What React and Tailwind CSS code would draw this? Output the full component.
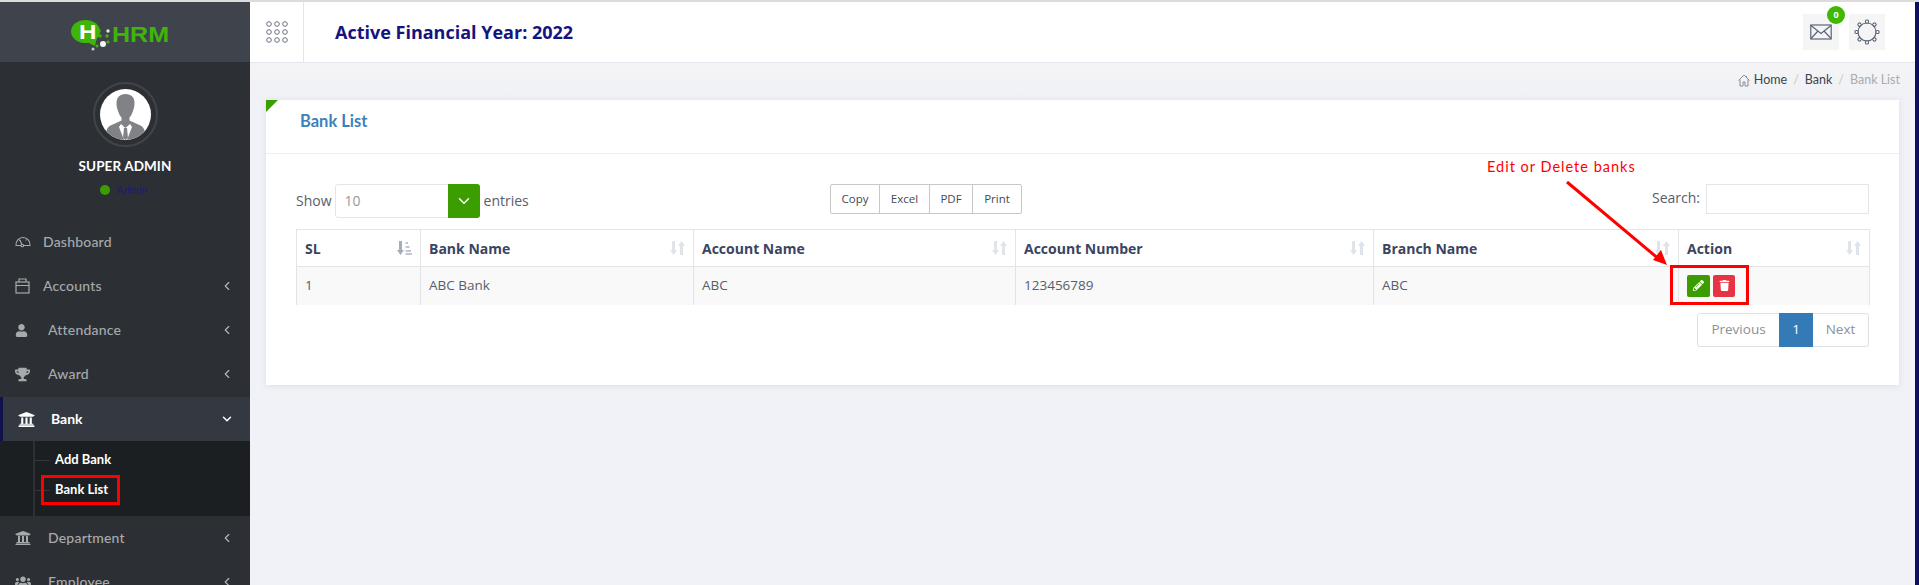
import React from 'react';
import { FaUser, FaTrophy, FaUniversity, FaUsers, FaPencilAlt, FaTrash } from 'react-icons/fa';
import { ChevronLeft, ChevronDown } from 'lucide-react';

const Logo = () => (
  <div className="relative h-[32px] w-[100px]">
    <svg width="100" height="32" viewBox="0 0 100 32" className="absolute left-0 top-0">
      <ellipse cx="14.500" cy="11.500" rx="14.500" ry="11.500" fill="#3fb509" />
      <path d="M12 20 L24 26 L26 17 Z" fill="#3fb509" />
      <circle cx="28" cy="11" r="1.700" fill="#3fb509" />
      <circle cx="37" cy="11" r="1.700" fill="#dfe6da" />
      <circle cx="29" cy="16" r="1.700" fill="#3fb509" />
      <circle cx="36" cy="16" r="1.700" fill="#3fb509" />
      <circle cx="37" cy="22" r="1.600" fill="#3fb509" />
      <circle cx="32" cy="24" r="3" fill="#f4f4f4" />
      <circle cx="22" cy="23" r="1.800" fill="#3fb509" />
      <circle cx="26" cy="26" r="1.500" fill="#3fb509" />
      <circle cx="22" cy="29" r="1.500" fill="#c9c9c9" />
    </svg>
    <span className="absolute left-[8px] top-[2px] text-[21px] leading-[20px] font-bold text-white origin-left scale-x-[1.15] font-['Liberation_Sans',sans-serif]">H</span>
    <span className="absolute left-[41px] top-[3px] text-[22px] leading-[24px] font-bold text-[#3fb509] origin-left scale-x-[1.14] font-['Liberation_Sans',sans-serif]">HRM</span>
  </div>
);

const Avatar = () => (
  <div className="w-[65px] h-[65px] rounded-full border-[2px] border-[#41454a] flex items-center justify-center">
    <div className="w-[51px] h-[51px] rounded-full bg-white overflow-hidden">
      <svg viewBox="0 0 51 51" width="51" height="51">
        <path d="M25.500 5c-6 0-9 3.500-9 9 0 3 .6 5.500 1.500 8 .8 2.500 2 5 3.500 6.500v3l-11 5c-3 1.500-4 4-4.500 8v7h39v-7c-.5-4-1.500-6.500-4.500-8l-11-5v-3c1.500-1.500 2.700-4 3.500-6.500.9-2.500 1.500-5 1.500-8 0-5.500-3-9-9-9z" fill="#808285" />
        <path d="M21 35l4.500 4 4.500-4 2 3-5 13h-3l-5-13z" fill="#fff" />
        <path d="M24 39h3l1 10-2.500 2-2.500-2z" fill="#808285" />
      </svg>
    </div>
  </div>
);

const GaugeIcon = () => (
  <svg width="16" height="16" viewBox="0 0 16 16" fill="none" stroke="#a7aaad" strokeWidth="1.100">
    <path d="M1 11.500C.6 7 3.700 3.500 8 3.500s7.400 3.500 7 8z" />
    <path d="M7 11l-2-5M4 5.500l.7 1M11.500 5.500l-.7 1" />
    <circle cx="7.300" cy="11.500" r="1.300" fill="#2c3034" />
  </svg>
);

const BoxIcon = () => (
  <svg width="15" height="16" viewBox="0 0 15 16" fill="none" stroke="#a7aaad" strokeWidth="1.200">
    <rect x="1" y="4" width="13" height="11" />
    <path d="M1 7.500h13M4 4V1h7v3" />
  </svg>
);

const menuTop = [
  { label: 'Dashboard', icon: <GaugeIcon />, textClass: 'ml-[12px]' },
  { label: 'Accounts', icon: <BoxIcon />, textClass: 'ml-[13px]', arrow: true },
  { label: 'Attendance', icon: <FaUser size={13} color="#a7aaad" />, textClass: 'ml-[20px]', arrow: true },
  { label: 'Award', icon: <FaTrophy size={15} color="#a7aaad" />, textClass: 'ml-[18px]', arrow: true },
];

const MenuItem = ({ label, icon, textClass, arrow }) => (
  <div className="h-[44px] flex items-center pl-[15px] pr-[16px] text-[#a7aaad]">
    <span className="flex justify-start">{icon}</span>
    <span className={`${textClass} text-[14px] font-medium tracking-[0.2px] mb-[2px]`}>{label}</span>
    {arrow && <ChevronLeft size={14} strokeWidth={2} className="ml-auto text-[#b5b7b9]" />}
  </div>
);

const Sidebar = () => (
  <aside className="w-[250px] shrink-0 bg-[#2c3034] font-['Lato',sans-serif]">
    <div className="h-[60px] bg-[#3f444c] pl-[71px] pt-[18px]">
      <Logo />
    </div>
    <div className="h-[158px] flex flex-col items-center pt-[20px]">
      <Avatar />
      <div className="mt-[8px] text-white font-bold text-[13.500px] tracking-[0.1px] leading-[22px]">SUPER ADMIN</div>
      <div className="mt-[6px] flex items-center gap-[6px] mr-[2px] leading-[14px]">
        <span className="w-[10px] h-[10px] rounded-full bg-[#3c9d00]" />
        <span className="text-[11px] text-[#1c1c72]">Admin</span>
      </div>
    </div>
    {menuTop.map((m) => <MenuItem key={m.label} {...m} />)}
    <div className="mt-[1px] h-[44px] bg-[#343841] border-l-[3px] border-[#12124a] flex items-center pl-[15px] pr-[16px] text-white">
      <FaUniversity size={17} color="#fff" />
      <span className="ml-[16px] text-[14px] font-bold mb-[2px]">Bank</span>
      <ChevronDown size={14} strokeWidth={2.500} className="ml-auto" />
    </div>
    <div className="h-[75px] bg-[#1c1f22] pl-[33px]">
      <div className="h-full border-l-[2px] border-[#2d3135] pt-[4px]">
        <div className="h-[30px] flex items-center">
          <span className="w-[15px] h-[1px] bg-[#33373b]" />
          <span className="ml-[5px] text-white text-[13px] font-bold">Add Bank</span>
        </div>
        <div className="h-[30px] flex items-center">
          <span className="w-[15px] h-[1px] bg-[#33373b]" />
          <span className="ml-[5px] text-white text-[13px] font-bold">Bank List</span>
        </div>
      </div>
    </div>
    <MenuItem label="Department" icon={<FaUniversity size={16} color="#a7aaad" />} textClass="ml-[17px]" arrow />
    <MenuItem label="Employee" icon={<FaUsers size={16} color="#a7aaad" />} textClass="ml-[17px]" arrow />
  </aside>
);

const DotsIcon = () => (
  <svg width="22" height="24" viewBox="0 0 22 24" fill="none" stroke="#6c7180" strokeWidth="1">
    {[3, 11, 19].map((x) => [4, 12, 20].map((y) => <circle key={`${x}-${y}`} cx={x} cy={y} r="2.300" />))}
  </svg>
);

const MailIcon = () => (
  <svg width="22" height="16" viewBox="0 0 22 16" fill="none" stroke="#5b6478" strokeWidth="1.200">
    <rect x="0.800" y="1" width="20.400" height="14" />
    <path d="M1 1.500l10 8 10-8M1 14.500l7-7.500M21 14.500l-7-7.500" />
  </svg>
);

const GearIcon = () => (
  <svg width="26" height="26" viewBox="0 0 26 26" fill="none" stroke="#5b6478" strokeWidth="1.100">
    <circle cx="13" cy="13" r="9" />
    {[0, 45, 90, 135, 180, 225, 270, 315].map((a) => (
      <rect key={a} x="11.500" y="1" width="3" height="3" rx="1" transform={`rotate(${a} 13 13)`} fill="#fff" />
    ))}
  </svg>
);

const Header = () => (
  <header className="h-[61px] bg-white border-b border-[#e2e7ee] flex items-center shrink-0">
    <div className="w-[54px] h-full border-r border-[#e2e7ee] flex items-center justify-center">
      <DotsIcon />
    </div>
    <h1 className="ml-[31px] text-[18px] font-bold text-[#14147e] font-['Open_Sans',sans-serif]">Active Financial Year: 2022</h1>
    <div className="ml-auto flex items-center gap-[10px] mr-[30px]">
      <div className="relative w-[36px] h-[36px] bg-[#f5f5f5] flex items-center justify-center">
        <MailIcon />
        <span className="absolute -top-[8px] -right-[6px] w-[18px] h-[18px] rounded-full bg-[#41b800] text-white text-[9px] font-bold flex items-center justify-center font-['Open_Sans',sans-serif]">0</span>
      </div>
      <div className="w-[36px] h-[36px] bg-[#f5f5f5] flex items-center justify-center">
        <GearIcon />
      </div>
    </div>
  </header>
);

const HomeIcon = () => (
  <svg width="12" height="13" viewBox="0 0 12 13" fill="none" stroke="#7d8288" strokeWidth="0.900">
    <path d="M0.500 6.500L6 1l5.500 5.500M2 5.500V12h3V8h2v4h3V5.500M8.500 2v1.500" />
  </svg>
);

const Breadcrumb = () => (
  <div className="h-[37px] pb-[3px] flex items-center justify-end pr-[15px] bg-gradient-to-b from-[#f4f4f5] to-[#f0f1f5] font-['Lato',sans-serif] text-[12.500px] text-[#3c4350]">
    <HomeIcon />
    <span className="ml-[4px]">Home</span>
    <span className="mx-[6px] text-[#c5c7ca]">/</span>
    <span>Bank</span>
    <span className="mx-[6px] text-[#c5c7ca]">/</span>
    <span className="text-[#a9acb0]">Bank List</span>
  </div>
);

const SortIcon = ({ active }) => (
  <svg width="15" height="16" viewBox="0 0 15 16" className="shrink-0">
    <path d="M2 1h3v9h2L3.500 15 0 10h2z" fill={active ? '#a5adbc' : '#dfe3ea'} />
    {active ? (
      <path d="M8.500 2h2.500v2H8.500zM8.500 6h4v2h-4zM8.500 10h5.500v2H8.500zM8.500 13h6.500v2H8.500z" fill="#c1c7d2" />
    ) : (
      <path d="M10 15h3V6h2L11.500 1 8 6h2z" fill="#dfe3ea" />
    )}
  </svg>
);

const columns = [
  { label: 'SL', value: '1', active: true },
  { label: 'Bank Name', value: 'ABC Bank' },
  { label: 'Account Name', value: 'ABC' },
  { label: 'Account Number', value: '123456789' },
  { label: 'Branch Name', value: 'ABC' },
];

const BankTable = () => (
  <table className="w-[1573px] table-fixed border-collapse font-['Open_Sans',sans-serif] text-[13.500px]">
    <colgroup>
      <col className="w-[124px]" />
      <col className="w-[273px]" />
      <col className="w-[322px]" />
      <col className="w-[358px]" />
      <col className="w-[305px]" />
      <col className="w-[191px]" />
    </colgroup>
    <thead>
      <tr className="h-[37px] text-[14px]">
        {columns.map((c) => (
          <th key={c.label} className="border border-[#e3e4e6] px-[8px] text-left font-bold text-[#3b4460]">
            <div className="flex items-center justify-between">
              {c.label}
              <SortIcon active={c.active} />
            </div>
          </th>
        ))}
        <th className="border border-[#e3e4e6] px-[8px] text-left font-bold text-[#3b4460]">
          <div className="flex items-center justify-between">Action<SortIcon /></div>
        </th>
      </tr>
    </thead>
    <tbody>
      <tr className="h-[38px] bg-[#f9f9f9] text-[#585d6b]">
        {columns.map((c) => (
          <td key={c.label} className="border-x border-[#e3e4e6] px-[8px] pb-[2px]">{c.value}</td>
        ))}
        <td className="border-x border-[#e3e4e6] px-[8px]">
          <div className="flex gap-[3px]">
            <button className="w-[23px] h-[22px] rounded-[2px] bg-[#3c9d00] flex items-center justify-center"><FaPencilAlt size={11} color="#fff" /></button>
            <button className="w-[22px] h-[22px] rounded-[2px] bg-[#e73444] flex items-center justify-center"><FaTrash size={11} color="#fff" /></button>
          </div>
        </td>
      </tr>
    </tbody>
  </table>
);

const Card = () => (
  <section className="relative mx-[16px] h-[285px] bg-white shadow-[0_1px_6px_rgba(180,185,205,0.35)]">
    <div className="absolute left-0 top-0 w-0 h-0 border-t-[12px] border-r-[12px] border-t-[#3c9d00] border-r-transparent" />
    <div className="h-[54px] border-b border-[#eceef0] pl-[34px] pt-[9px]">
      <h2 className="text-[16.500px] leading-[24px] font-bold text-[#3d80bb] font-['Lato',sans-serif]">Bank List</h2>
    </div>
    <div className="px-[30px] pt-[30px] font-['Open_Sans',sans-serif] text-[14px] text-[#585d6b]">
      <div className="grid grid-cols-[534px_1fr_auto] items-start h-[45px]">
        <div className="flex items-center h-[34px]">
          <span className="mb-[2px]">Show</span>
          <div className="ml-[3px] w-[145px] h-[34px] flex border border-[#e5e5e5] rounded-[3px]">
            <span className="flex-1 pl-[9px] leading-[32px] text-[#9a9a9a]">10</span>
            <span className="w-[32px] -m-[1px] rounded-r-[3px] bg-[#3c9d00] flex items-center justify-center"><ChevronDown size={18} color="#fff" /></span>
          </div>
          <span className="ml-[4px] mb-[2px]">entries</span>
        </div>
        <div className="flex">
          <div className="flex h-[30px] border border-[#c6c7c9] rounded-[2px] text-[11.500px] text-[#444a55] items-stretch">
            <span className="w-[49px] flex items-center justify-center border-r border-[#c6c7c9]">Copy</span>
            <span className="w-[50px] flex items-center justify-center border-r border-[#c6c7c9]">Excel</span>
            <span className="w-[43px] flex items-center justify-center border-r border-[#c6c7c9]">PDF</span>
            <span className="w-[48px] flex items-center justify-center">Print</span>
          </div>
        </div>
        <div className="flex items-start">
          <span className="mt-[3px] mr-[6px]">Search:</span>
          <div className="w-[163px] h-[30px] border border-[#e5e5e5]" />
        </div>
      </div>
      <BankTable />
      <div className="mt-[8px] flex justify-end">
        <div className="flex h-[34px] border border-[#e0e1e3] rounded-[3px] text-[13.500px] text-[#8a8f98]">
          <span className="w-[81px] flex items-center justify-center">Previous</span>
          <span className="w-[34px] -my-[1px] bg-[#337ab7] text-white flex items-center justify-center">1</span>
          <span className="w-[55px] flex items-center justify-center">Next</span>
        </div>
      </div>
    </div>
  </section>
);

const Annotations = () => (
  <>
    <span className="absolute left-[1487px] top-[158px] text-[14.500px] leading-[18px] tracking-[1px] text-[#ff0000] font-['Lato',sans-serif]">Edit or Delete banks</span>
    <svg className="absolute left-[1560px] top-[175px]" width="115" height="95" viewBox="0 0 115 95">
      <path d="M7 7L100 85" stroke="#ff0000" strokeWidth="3" />
      <path d="M107 90L93 85L101 75Z" fill="#ff0000" />
    </svg>
    <div className="absolute left-[1670px] top-[265px] w-[79px] h-[40px] border-[3px] border-[#ff0000]" />
    <div className="absolute left-[41px] top-[475px] w-[79px] h-[30px] border-[3px] border-[#ff0000]" />
  </>
);

export default function App() {
  return (
    <div className="relative w-[1919px] h-[585px] overflow-hidden bg-[#f1f2f7]">
      <div className="h-[2px] bg-[#dcdcdc]" />
      <div className="flex h-[583px]">
        <Sidebar />
        <main className="flex-1 min-w-0 flex flex-col">
          <Header />
          <Breadcrumb />
          <Card />
        </main>
        <div className="w-[4px] bg-[#0d1060]" />
      </div>
      <Annotations />
    </div>
  );
}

===

Identify each line of the material where the word "full" shows up, and copy it.

What React and Tailwind CSS code would draw this? Output the full component.
  <div className="w-[65px] h-[65px] rounded-full border-[2px] border-[#41454a] flex items-center justify-center">
    <div className="w-[51px] h-[51px] rounded-full bg-white overflow-hidden">
        <span className="w-[10px] h-[10px] rounded-full bg-[#3c9d00]" />
      <div className="h-full border-l-[2px] border-[#2d3135] pt-[4px]">
    <div className="w-[54px] h-full border-r border-[#e2e7ee] flex items-center justify-center">
        <span className="absolute -top-[8px] -right-[6px] w-[18px] h-[18px] rounded-full bg-[#41b800] text-white text-[9px] font-bold flex items-center justify-center font-['Open_Sans',sans-serif]">0</span>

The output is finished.